CENTRAL BANKS RAISE RATES AGAIN AS THE US FED SIGNALS IT IS REACHING THE END OF THE ROAD

  • CENTRAL BANKS RAISE RATES AGAIN AS THE US FED SIGNALS IT IS REACHING THE END OF THE ROAD

    CENTRAL BANKS RAISE RATES AGAIN AS THE US FED SIGNALS IT IS REACHING THE END OF THE ROAD

    Data Sourced from FE Analytics, and Bloomberg Finance LP

    CENTRAL BANKS RAISE RATES AGAIN AS THE US FED SIGNALS IT IS REACHING THE END OF THE ROAD

    This week was another central bank week, with US, European and Australian central banks all hiking rates. The similarities end there, however, with the US Federal Reserve signalling that it is more or less done while the European Central Bank warned of more to come. We’re seeing a clear pattern of the US being about six months ahead of everyone else in the fight against inflation.

    Elsewhere the pressure on smaller US banks continued as another Californian bank toppled before being taken over by a larger rival. There doesn’t seem to be an imminent banking crisis but conditions are difficult. With fewer people wanting to borrow money at high interest rates, banks are struggling to pay high rates on their deposits with the inevitable result that savers take their money elsewhere. Although not yet a crisis this is a bad sign for the economy. With less lending going on now, we can expect less economic activity later on.

    GLOBAL: CENTRAL BANKS RAISES RATES BUT MARKETS EXPECT A PAUSE

    Central banks increased interest rates again, although there are signs that central bank policies are starting to diverge. The US Federal Reserve, European Central Bank and Reserve Bank of Australia all raised rates by 0.25%. The RBA’s decision was unexpected but the hikes from Fed and ECB were both widely tipped. The US Fed has increased rates by 5% in 14 months and it indicated it is likely to pause and allow time to review their cumulative effect. Chair Jerome Powell said problems faced by some US banks had tightened credit conditions and this would also cool the economy and labour market.

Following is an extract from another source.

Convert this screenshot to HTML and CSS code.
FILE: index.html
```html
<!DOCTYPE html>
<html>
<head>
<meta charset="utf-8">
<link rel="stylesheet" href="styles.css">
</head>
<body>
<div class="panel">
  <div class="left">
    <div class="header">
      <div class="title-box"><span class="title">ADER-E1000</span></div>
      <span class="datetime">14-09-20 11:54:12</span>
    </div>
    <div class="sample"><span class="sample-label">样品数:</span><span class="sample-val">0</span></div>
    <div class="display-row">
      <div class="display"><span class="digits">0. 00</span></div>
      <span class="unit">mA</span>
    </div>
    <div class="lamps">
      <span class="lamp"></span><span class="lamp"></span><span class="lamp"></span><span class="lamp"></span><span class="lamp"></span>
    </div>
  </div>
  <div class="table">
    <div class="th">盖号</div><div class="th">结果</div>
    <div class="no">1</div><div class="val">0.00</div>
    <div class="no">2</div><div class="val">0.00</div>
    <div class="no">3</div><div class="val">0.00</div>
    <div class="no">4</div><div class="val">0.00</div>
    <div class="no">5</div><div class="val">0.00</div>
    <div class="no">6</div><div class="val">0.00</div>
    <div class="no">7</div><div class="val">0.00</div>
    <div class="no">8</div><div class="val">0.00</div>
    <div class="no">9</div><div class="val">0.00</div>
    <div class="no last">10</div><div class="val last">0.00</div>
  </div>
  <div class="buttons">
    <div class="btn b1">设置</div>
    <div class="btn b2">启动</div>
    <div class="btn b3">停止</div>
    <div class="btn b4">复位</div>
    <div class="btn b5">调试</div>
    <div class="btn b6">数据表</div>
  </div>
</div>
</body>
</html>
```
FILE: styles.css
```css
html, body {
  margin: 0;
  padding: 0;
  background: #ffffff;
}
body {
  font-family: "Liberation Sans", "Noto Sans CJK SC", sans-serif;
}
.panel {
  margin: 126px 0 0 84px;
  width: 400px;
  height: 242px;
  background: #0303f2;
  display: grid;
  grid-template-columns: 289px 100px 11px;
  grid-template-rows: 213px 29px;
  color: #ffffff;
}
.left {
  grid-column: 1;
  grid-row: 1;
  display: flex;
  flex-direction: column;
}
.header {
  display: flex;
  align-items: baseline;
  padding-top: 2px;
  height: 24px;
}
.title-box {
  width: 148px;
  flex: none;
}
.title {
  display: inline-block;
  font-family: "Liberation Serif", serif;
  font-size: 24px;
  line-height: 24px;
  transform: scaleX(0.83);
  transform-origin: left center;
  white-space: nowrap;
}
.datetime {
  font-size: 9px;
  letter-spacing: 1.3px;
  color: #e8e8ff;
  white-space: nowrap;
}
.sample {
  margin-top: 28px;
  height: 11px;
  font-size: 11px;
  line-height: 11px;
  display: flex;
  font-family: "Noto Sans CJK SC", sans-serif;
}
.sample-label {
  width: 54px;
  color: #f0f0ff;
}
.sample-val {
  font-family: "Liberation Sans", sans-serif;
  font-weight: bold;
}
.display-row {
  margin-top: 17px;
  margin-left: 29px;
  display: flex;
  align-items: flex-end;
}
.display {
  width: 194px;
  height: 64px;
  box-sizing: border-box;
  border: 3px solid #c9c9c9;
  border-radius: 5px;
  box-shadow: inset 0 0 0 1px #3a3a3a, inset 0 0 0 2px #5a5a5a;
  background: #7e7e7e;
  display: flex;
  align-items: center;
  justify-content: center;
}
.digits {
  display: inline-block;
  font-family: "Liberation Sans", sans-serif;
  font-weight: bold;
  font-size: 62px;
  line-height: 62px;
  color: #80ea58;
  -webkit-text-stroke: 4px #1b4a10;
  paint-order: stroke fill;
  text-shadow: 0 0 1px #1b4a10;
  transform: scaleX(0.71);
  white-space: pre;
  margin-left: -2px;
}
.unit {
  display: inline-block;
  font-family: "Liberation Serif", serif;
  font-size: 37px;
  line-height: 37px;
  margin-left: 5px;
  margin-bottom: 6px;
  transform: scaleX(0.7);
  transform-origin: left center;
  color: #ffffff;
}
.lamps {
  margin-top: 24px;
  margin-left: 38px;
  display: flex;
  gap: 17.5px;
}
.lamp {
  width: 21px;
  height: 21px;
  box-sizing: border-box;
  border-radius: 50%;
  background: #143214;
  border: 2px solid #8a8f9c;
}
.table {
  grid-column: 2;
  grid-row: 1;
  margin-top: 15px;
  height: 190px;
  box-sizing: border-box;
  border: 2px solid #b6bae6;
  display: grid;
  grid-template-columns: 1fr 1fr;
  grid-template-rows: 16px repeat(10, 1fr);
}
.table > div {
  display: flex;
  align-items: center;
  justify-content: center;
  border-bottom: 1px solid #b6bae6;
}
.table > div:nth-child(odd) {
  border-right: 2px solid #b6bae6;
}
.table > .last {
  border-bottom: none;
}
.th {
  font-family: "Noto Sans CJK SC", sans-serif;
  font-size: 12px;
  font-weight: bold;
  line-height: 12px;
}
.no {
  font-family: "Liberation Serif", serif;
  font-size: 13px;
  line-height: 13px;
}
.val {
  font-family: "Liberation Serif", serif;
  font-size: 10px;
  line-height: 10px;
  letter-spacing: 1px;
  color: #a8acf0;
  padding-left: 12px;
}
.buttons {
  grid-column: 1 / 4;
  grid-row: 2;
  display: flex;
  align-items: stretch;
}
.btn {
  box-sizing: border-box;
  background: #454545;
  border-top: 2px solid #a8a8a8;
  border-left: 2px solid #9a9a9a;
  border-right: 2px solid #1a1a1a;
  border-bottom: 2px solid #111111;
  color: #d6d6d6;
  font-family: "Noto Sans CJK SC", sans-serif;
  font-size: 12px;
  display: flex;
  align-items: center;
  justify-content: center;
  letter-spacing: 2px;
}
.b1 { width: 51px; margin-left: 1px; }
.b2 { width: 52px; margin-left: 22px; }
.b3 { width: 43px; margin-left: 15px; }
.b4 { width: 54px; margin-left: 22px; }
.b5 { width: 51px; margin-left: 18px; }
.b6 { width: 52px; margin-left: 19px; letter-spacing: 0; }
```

    The ECB was more aggressive with its decision to raise rates. Although core inflation in the Eurozone fell for the first time in 10 months, ECB president Christine Lagarde said it is not pausing and has more ground to cover. Markets are anticipating that rates will pause or even fall in coming months and government bonds rose, sending down yields, while the split in outlook saw the pound, euro and Swiss franc rise against the US dollar.

    OIL: BUMPER PROFITS BUT CRUDE PRICE FALLS SHARPLY

    BP and Shell both reported very strong updates for the first three months of the year as the energy giants saw profits of $5bn and $9.6bn respectively. As well as reaping the benefit of higher oil prices, BP generated a significant increase in revenue from trading in the international oil and gas market. Shell’s profits were sustained by a big increase in revenue from natural gas production and it promised to use its bumper profits to return cash to investors by increasing dividends and pledging an additional $4bn for share buybacks. BP has slowed the pace of its buyback as the price of oil and gas has been falling in recent weeks.

    China’s return to growth was expected to support the price of oil but instead it has fallen steeply. Brent Crude was $82 a barrel at the beginning of January and was as high as $87 in early April, however, fears of recession caused this drop to $72 a barrel this week. This is despite Opec+ countries trying to keep prices high by agreeing a big production cut in April.

    BANKS: MORE TURMOIL FOR US REGIONAL BANKS

    The sell-off in US banks resumed following the collapse of another regional bank. Last week First Republic reported the scale of deposit outflows in the first quarter and this spooked investors and caused a further outflow of deposits. By Monday it has been seized by US regulators and sold to JP Morgan Chase. The collapse sparked renewed speculation about the strength of other US regional banks. PacWest and Western Alliance experienced a particular steep fall. The FDIC, the regulator tasked with protecting bank deposits, is considering increasing deposit insurance for business deposits or even guaranteeing all customer deposits in an effort to restore confidence in US banks.

    In the UK, Lloyds Banking Group reported pre-tax profits were up 50% as higher interest rates made its lending more profitable. However, it increased the amount put aside to cover bad loans. HSBC reported pre-tax profits of £12.9bn, far above the forecast £8bn, and promised to spend an extra £2bn to repurchase shares and restore its quarterly dividend.